== To do ==
Check every line of the data below for the string "React", and copy the ones that hold it.
━━━━━━━━━━━━━━━━
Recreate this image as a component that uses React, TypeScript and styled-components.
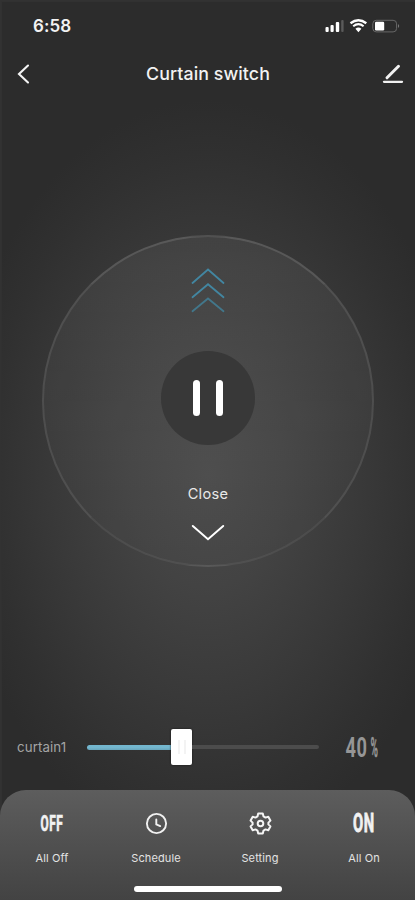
import React from "react";
import styled, { createGlobalStyle } from "styled-components";

const GlobalStyle = createGlobalStyle`
  * { box-sizing: border-box; }
  body { margin: 0; background: #2c2c2c; }
  button { padding: 0; border: 0; background: none; color: inherit; font: inherit; }
  svg { display: block; }
`;

const Screen = styled.main`
  width: 415px;
  height: 900px;
  overflow: hidden;
  display: flex;
  flex-direction: column;
  color: #f2f2f2;
  font-family: Inter, Roboto, sans-serif;
  background: radial-gradient(ellipse 255px 375px at 208px 475px, #4a4a4a 0%, #434343 30%, #393939 60%, #303030 86%, #2c2c2c 100%);
  box-shadow: inset 2px 2px 1px #323232;
`;

const StatusBar = styled.div`
  height: 50px;
  padding: 2px 15px 0 33px;
  display: flex;
  align-items: center;
  justify-content: space-between;
`;

const Time = styled.span`
  font-size: 17px;
  font-weight: 600;
  line-height: 20px;
  letter-spacing: 0.1px;
`;

const Header = styled.header`
  height: 48px;
  padding: 0 11px 0 16px;
  display: grid;
  grid-template-columns: 22px 1fr 22px;
  align-items: center;
`;

const Title = styled.h1`
  margin: 0;
  text-align: center;
  font-size: 17.8px;
  line-height: 24px;
  font-weight: 500;
  letter-spacing: 0.08px;
  transform: translateX(-2px);
`;

const Dial = styled.section`
  width: 332px;
  height: 332px;
  flex: none;
  margin: 137px 0 0 42px;
  padding-top: 31px;
  border: 2px solid;
  border-color: rgba(255, 255, 255, 0.12) rgba(255, 255, 255, 0.09) rgba(255, 255, 255, 0.06);
  border-radius: 50%;
  display: flex;
  flex-direction: column;
  align-items: center;
  background: linear-gradient(rgba(255, 255, 255, 0.055), rgba(255, 255, 255, 0.012));
`;

const PauseButton = styled.button`
  width: 94px;
  height: 94px;
  flex: none;
  margin-top: 37px;
  border-radius: 50%;
  background: #383838;
  display: flex;
  justify-content: center;
  align-items: center;
  gap: 16px;
`;

const PauseBar = styled.span`
  width: 7px;
  height: 36px;
  border-radius: 4px;
  background: #fff;
`;

const CloseLabel = styled.span`
  margin-top: 38px;
  margin-bottom: 19px;
  height: 22px;
  line-height: 22px;
  font-size: 14.6px;
  letter-spacing: 0.3px;
  color: #e8e8e8;
`;

const SliderRow = styled.section`
  height: 46px;
  margin-top: 157px;
  padding-left: 17px;
  display: flex;
  align-items: center;
`;

const CurtainName = styled.span`
  width: 70px;
  font-size: 13.3px;
  line-height: 18px;
  letter-spacing: 0.1px;
  color: #a4a4a4;
`;

const Track = styled.div`
  width: 232px;
  height: 36px;
  display: flex;
  align-items: center;
`;

const Fill = styled.span`
  height: 5px;
  border-radius: 3px 0 0 3px;
  background: linear-gradient(#73b6ce 0 50%, #68a5bb);
`;

const Thumb = styled.span`
  width: 21px;
  height: 36px;
  border-radius: 2px;
  background: #fff;
  box-shadow: 0 0 2px #111;
  display: flex;
  align-items: center;
  justify-content: center;
  gap: 4px;
`;

const Grip = styled.span`
  width: 2px;
  height: 14px;
  background: #f3f3f3;
`;

const Rest = styled.span`
  flex: 1;
  height: 4px;
  border-radius: 0 2px 2px 0;
  background: #4c4c4c;
`;

const Value = styled.span`
  width: 35px;
  margin-left: 26px;
  padding-top: 2px;
  display: flex;
  align-items: center;
  color: #969696;
`;

const Narrow = styled.span<{ $size: number; $scale: number; $width: number; $stroke?: number }>`
  display: flex;
  justify-content: center;
  width: ${({ $width }) => $width}px;
  font-family: Roboto, sans-serif;
  font-size: ${({ $size }) => $size}px;
  font-weight: 700;
  line-height: 24px;
  white-space: nowrap;
  letter-spacing: 1px;
  -webkit-text-stroke: ${({ $stroke }) => $stroke ?? 0}px currentColor;
  transform: scaleX(${({ $scale }) => $scale});
`;

const Panel = styled.nav`
  flex: 1;
  margin-top: 20px;
  border-radius: 26px 26px 0 0;
  background: linear-gradient(#5d5d5d, #515151 45%, #434343);
  display: flex;
  flex-direction: column;
  align-items: center;
`;

const Actions = styled.div`
  width: 100%;
  height: 96px;
  padding-top: 21px;
  display: grid;
  grid-template-columns: repeat(4, 104px);
`;

const Action = styled.button`
  display: flex;
  flex-direction: column;
  align-items: center;
`;

const ActionIcon = styled.span`
  height: 25px;
  display: flex;
  align-items: center;
  justify-content: center;
`;

const ActionLabel = styled.span`
  margin-top: 14px;
  font-size: 11px;
  line-height: 16px;
  letter-spacing: 0.12px;
  color: #e3e3e3;
`;

const HomeIndicator = styled.div`
  width: 148px;
  height: 6px;
  border-radius: 3px;
  background: #fff;
`;

const StatusIcons = () => (
  <svg width="76" height="18" viewBox="0 0 76 18" fill="none">
    <g fill="#fff">
      <rect x="1.5" y="10" width="3.2" height="5" rx="1" />
      <rect x="6.5" y="8" width="3.2" height="7" rx="1" />
      <rect x="11.8" y="5" width="3.4" height="10" rx="1" />
      <rect x="17.2" y="3" width="2.4" height="12" rx="1" opacity=".22" />
    </g>
    <path d="M26.5 6.2Q34.4.2 42.3 6.2" stroke="#fff" strokeWidth="2.4" />
    <path d="M29.2 9.3q5.2-4.2 10.4 0" stroke="#fff" strokeWidth="2.1" />
    <path d="m31.4 11.7 3 3.5 3-3.5q-3-2.2-6 0Z" fill="#fff" />
    <rect x="48.8" y="3.3" width="23.8" height="11.6" rx="3.5" stroke="#686868" />
    <path d="M74 7v4q2.4-2 0-4Z" fill="#777" />
    <rect x="51" y="4.8" width="9.2" height="8.6" rx="1.2" fill="#fff" />
  </svg>
);

const Back = () => (
  <svg width="15" height="22" viewBox="0 0 15 22" fill="none" stroke="#f5f5f5" strokeWidth="2.1" strokeLinecap="round">
    <path d="M12 2.5 3 11l9 8.5" />
  </svg>
);

const Edit = () => (
  <svg width="22" height="22" viewBox="0 0 22 22" fill="none" stroke="#f1f1f1" strokeLinecap="round">
    <path d="M5 14.8 16.5 3.3" strokeWidth="3" />
    <path d="M2 18.8h18" strokeWidth="2.3" />
  </svg>
);

const OpenArrows = () => (
  <svg width="34" height="46" viewBox="0 0 34 46" fill="none" strokeWidth="1.8" strokeLinecap="round">
    <path d="M1.5 15 17 1.5 32.5 15" stroke="#4286a1" />
    <path d="M1.5 29.2 17 16.2l15.5 13" stroke="#4286a1" />
    <path d="M1.5 43.2 17 30.5l15.5 12.7" stroke="#42778b" />
  </svg>
);

const CloseArrow = () => (
  <svg width="34" height="18" viewBox="0 0 34 18" fill="none" stroke="#fff" strokeWidth="2" strokeLinecap="round">
    <path d="m1.8 2 15.2 13.2L32.2 2" />
  </svg>
);

const Clock = () => (
  <svg width="24" height="24" viewBox="0 0 24 24" fill="none" stroke="#f1f1f1" strokeWidth="1.9">
    <circle cx="12.5" cy="11.5" r="9.6" />
    <path d="M12.3 7.5v4.8l3.9 1.8" strokeLinecap="round" />
  </svg>
);

const Gear = () => (
  <svg width="24" height="24" viewBox="0 0 24 24" fill="none" stroke="#f5f5f5" strokeWidth="2" strokeLinejoin="round">
    <path transform="translate(0 -.5)" d="M10.2 2h4.6l.7 2.9 2 1.2 2.8-.8 2.1 3.8-2 2v1.8l2 2-2.1 3.8-2.8-.8-2 1.2-.7 2.9h-4.6l-.7-2.9-2-1.2-2.8.8-2.1-3.8 2-2v-1.8l-2-2 2.1-3.8 2.8.8 2-1.2Z" />
    <circle cx="12.5" cy="11.5" r="2.8" />
  </svg>
);

const actions = [
  { label: "All Off", icon: <Narrow $size={21.5} $scale={0.55} $width={40} $stroke={0.7}>OFF</Narrow> },
  { label: "Schedule", icon: <Clock /> },
  { label: "Setting", icon: <Gear /> },
  { label: "All On", icon: <Narrow $size={25} $scale={0.59} $width={40} $stroke={0.8}>ON</Narrow> },
];

const position = 84;

export default function App() {
  return (
    <>
      <GlobalStyle />
      <Screen>
        <StatusBar>
          <Time>6:58</Time>
          <StatusIcons />
        </StatusBar>
        <Header>
          <Back />
          <Title>Curtain switch</Title>
          <Edit />
        </Header>
        <Dial>
          <OpenArrows />
          <PauseButton aria-label="Pause">
            <PauseBar />
            <PauseBar />
          </PauseButton>
          <CloseLabel>Close</CloseLabel>
          <CloseArrow />
        </Dial>
        <SliderRow>
          <CurtainName>curtain1</CurtainName>
          <Track>
            <Fill style={{ width: position }} />
            <Thumb>
              <Grip />
              <Grip />
            </Thumb>
            <Rest />
          </Track>
          <Value>
            <Narrow $size={28} $scale={0.65} $width={23}>40</Narrow>
            <Narrow $size={28} $scale={0.36} $width={13} $stroke={0.4}>%</Narrow>
          </Value>
        </SliderRow>
        <Panel>
          <Actions>
            {actions.map(({ label, icon }) => (
              <Action key={label}>
                <ActionIcon>{icon}</ActionIcon>
                <ActionLabel>{label}</ActionLabel>
              </Action>
            ))}
          </Actions>
          <HomeIndicator />
        </Panel>
      </Screen>
    </>
  );
}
━━━━━━━━━━━━━━━━
== Answer for this exercise ==
Recreate this image as a component that uses React, TypeScript and styled-components.
import React from "react";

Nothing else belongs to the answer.